If you’re dealing with a teenager who’s in a Mood, don’t take him TOO seriously.
It’s all too easy to be consumed by passion at this age, so listen to the words but dial your perception of the urgency down by several degrees. Teenagers don’t have enough experience yet to be able to gauge their emotions, but you do, and at least one of you should try to remain calm. However, even if the kid is exhibiting more drama than Boris Karloff, do not laugh at him. You may only be trying to defuse a tense situation, but it will hurt his feelings very much.

Don’t get involved
. If your kid is in pain because she was asked not to sit with The Gang at lunch, resist the urge to stomp down to that school and start ripping off faces. It’s natural for you to respond with maximum prejudice when your child is hurting, but even if you know exactly what should be done to “fix” the situation you will create a worse situation by taking the problem out of your child’s hands. If she seems receptive, do a little gentle brainstorming with her on ways she might handle the problem. Avoid saying anything specific that is critical of the people she thought were her friends, because loyalties and relationships change with frightening rapidity during these years; the boy she broke up with today might be her date for the Homecoming Dance tomorrow, and she’ll remember it if you called him a pizza-faced little twerp. Bite your tongue if you have to, but butt out.
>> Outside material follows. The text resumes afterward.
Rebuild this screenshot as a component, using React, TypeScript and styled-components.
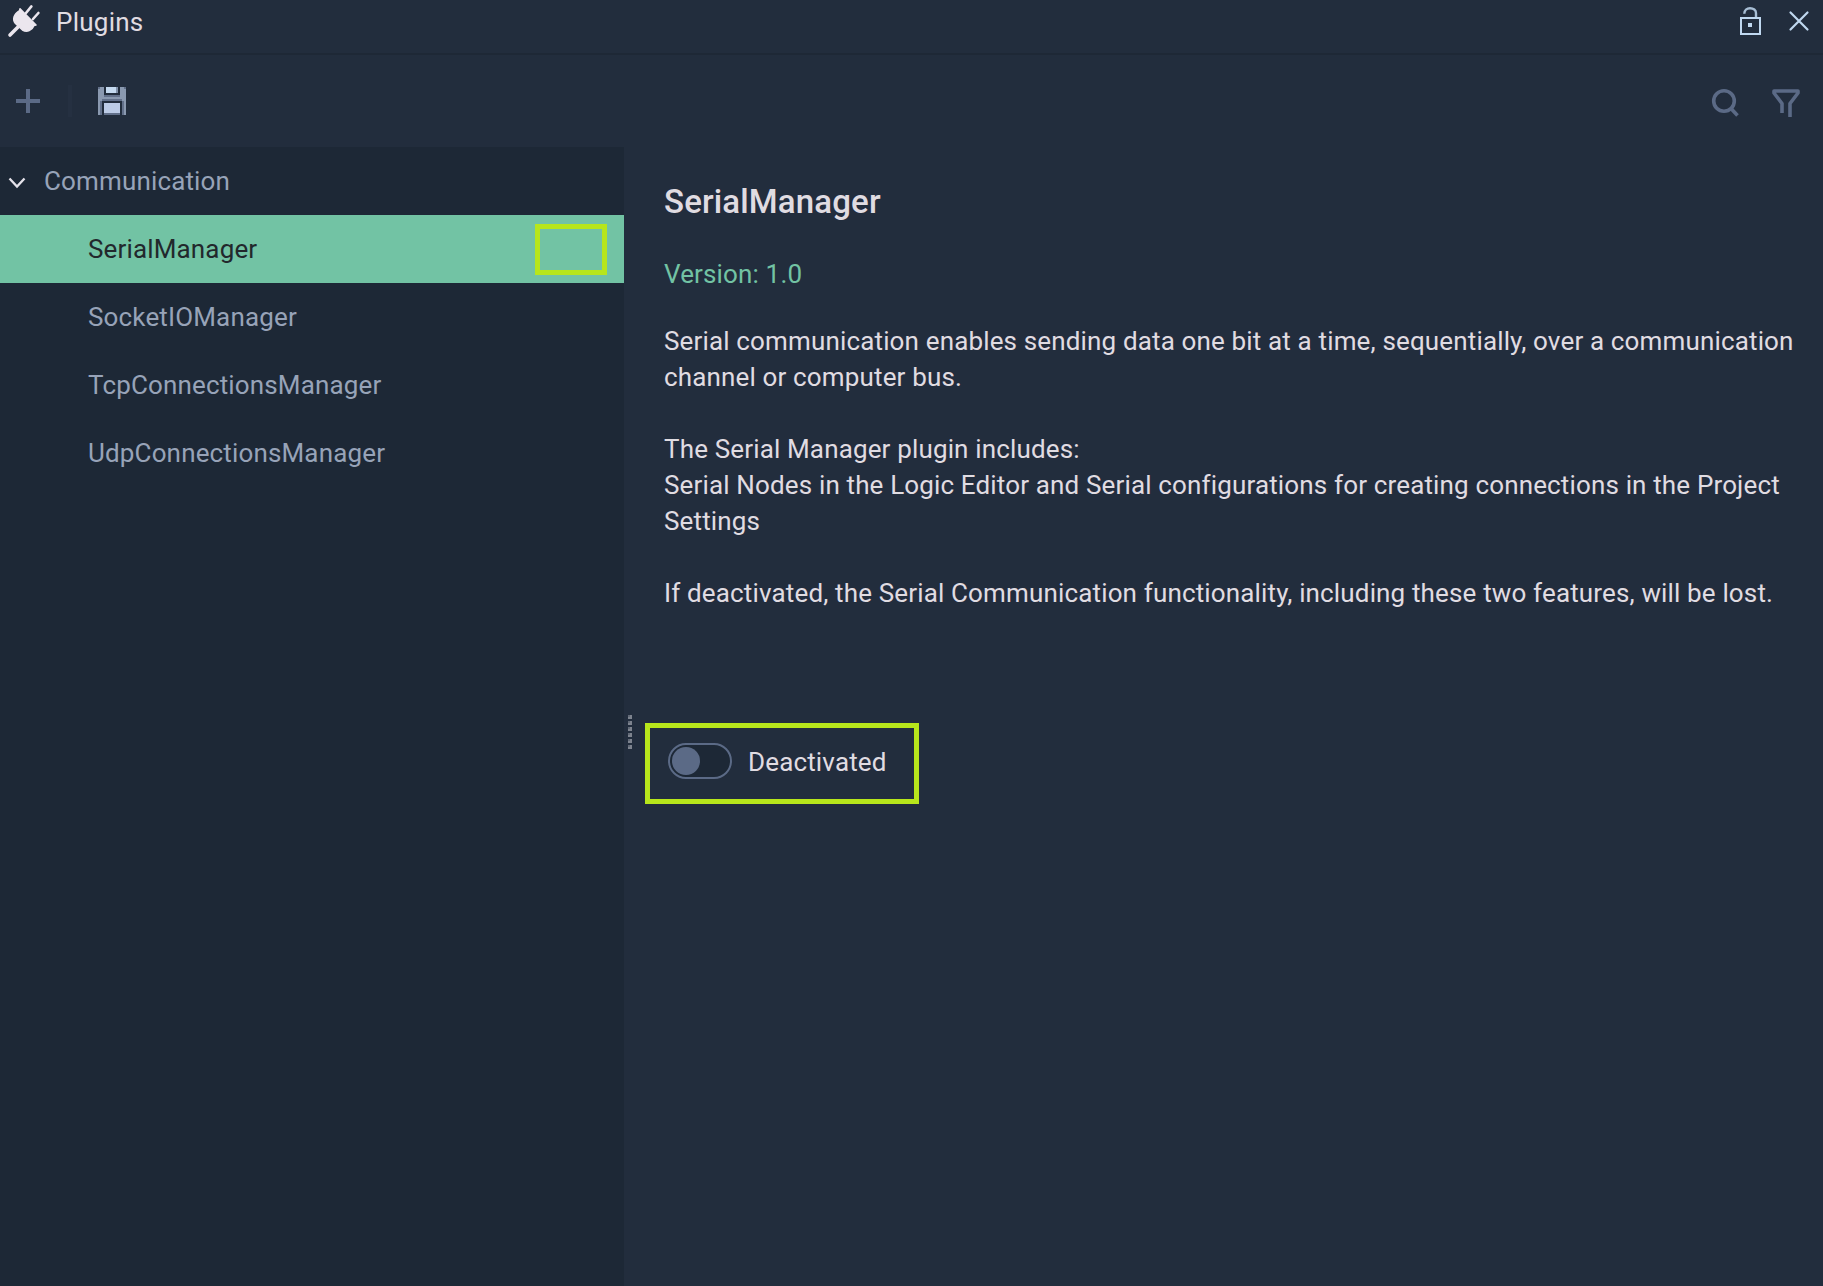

Get involved. There are some things that are too big for a child to deal with on his own, even if that child is seventeen, gets straight A’s and volunteers at the homeless shelter on weekends. If your child tells you about a friend who is considering suicide, a place near campus where everyone goes to buy drugs or that he is being bullied, you must act quickly and decisively. Thank your child for telling you and let him know that you are going to take steps to protect the people involved. If he is concerned about it becoming known that he told someone about whatever-it-is, you can reassure him that you will keep his name out of it – but deal with it you must.

Be cool
. Your children’s friends are not your children, so it is not your responsibility to correct their grammar, nag them about their grades or criticize their taste in clothing. If they are visiting your home you should treat them in a pleasant fashion, offer them food and drink if it’s appropriate and make a little friendly conversation with them to put them at their ease. It is easier for anyone to be a good guest if you are a good host.

Don’t be TOO cool.
It is, after all, your home; visitors must respect your rules. When your child’s friends come over, stop what you are doing and greet them so that there’s no doubt in their minds that there’s an adult in the house, and that the adult is observing them. If you have rules such as “no cursing” or “no feet on the table” or “no peeing off the upstairs balcony,” it’s up to your child to correct this behavior how he sees fit; if he doesn’t do it pretty promptly, it’s up to you to do it (politely and privately, at least at first). Demand respect.

Remember, it’s not like it was when your kindergartener brought a pal over for a play date – your teenager and his friends can amuse themselves, they don’t need you to plan activities to keep them from getting bored. That being said, you should always have an activity or two in mind, like suggesting that they bake cookies or play Guitar Hero . . . because otherwise they might get bored.

See? It’s simple!

1 comment:

  1. Oh! How I love this. I do like teens, but I have to remember that the particular teens who are my daughter's friends are particularly lovely people (even if their parents aren't). When I've been around, say, the student section during football games, I'm really aware that some teens (like some people) are just not.that.nice.

    I'm trying to figure out if I should have a rule that says boys can't take off their shirts in my house because that seems to be a kind of a habit amongst this particular crowd.

    That's a joke. They are fine. I love my kid's friends. And they love me, not because I'm a "cool" mom, but because I'm ... well, there and not there, I suppose. but you know all about that.